嗯? 不想看英文。这里有个中文版(不过不建议看这个中文版)https://www.w3cschool.cn/opencv/opencv-v4na2dr6.html

之后编译源码

# 安装依赖 我在 debian:buster 上测试运行的
apt-get update -y && apt-get install -y libopencv-dev g++ wget

g++ video-input-psnr-ssim.cpp -o video-input-psnr-ssim -I /usr/include/opencv4 -L /usr/lib -lopencv_core -lopencv_highgui -lopencv_imgproc -lopencv_videoio

这样来运行:

wget https://github.com/opencv/opencv/raw/master/samples/data/Megamind.avi
wget https://github.com/opencv/opencv/raw/master/samples/data/Megamind_bugy.avi
./video-input-psnr-ssim Megamind.avi Megamind_bugy.avi 35 10

之后就是把这个流程自动化

这个要跑在 ci 里自动输出结果的。
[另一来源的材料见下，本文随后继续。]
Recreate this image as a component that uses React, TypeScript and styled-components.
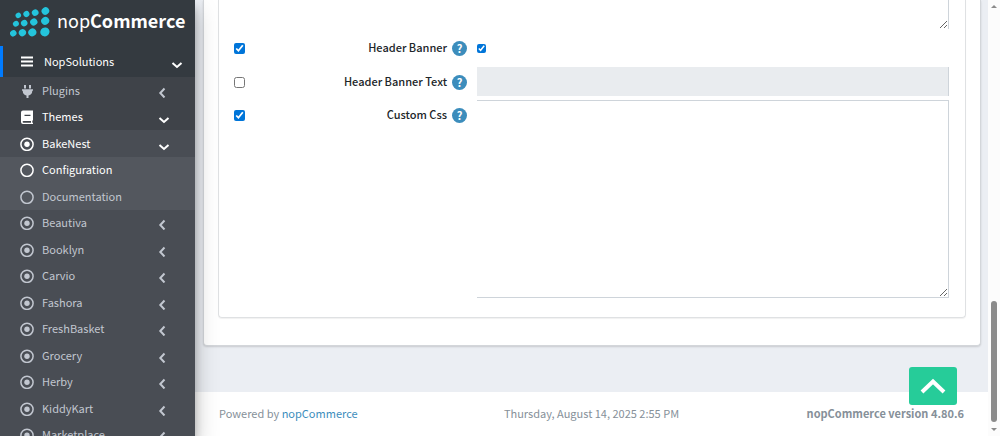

显示窗口可不行,还要改造一下。直接去掉窗口。很容易,C++ 的基础

把结果算平均值已经有人写好了 https://github.com/yeokm1/ssim

直接把那段代码拿过来就能用

我们用 gstreamer videotestsrc 来做视频源

gst-launch-1.0 videotestsrc ! videoconvert ! autovideosink

然回用 webrtc 去发送这段视频

可以用这个项目来发送视频 https://github.com/pion/webrtc/tree/master/examples/play-from-disk

当然是可以使用 cgo 的。用go 去调用 gstreamer 。这样可以少一步图像转换 https://github.com/pion/example-webrtc-applications/tree/master/gstreamer-send

然回另一端接收图像。保存成文件 https://github.com/pion/webrtc/tree/master/examples/save-to-disk

之后把这个坨都放在 gitlab ci 里

我最终输出的结果长这样:

< < < === END === > > >
Final Results
R 96.10% G 95.99% B 92.14%
Similarity = 94.74%

然回在 Setting > CI / CD > General pipelines > Test coverage parsing 里这样写:

Similarity = \d+.\d+%

这样就把视频相识度结果输出到代码覆盖率上了(对于这种图像传输算相似度才有意义 (((大雾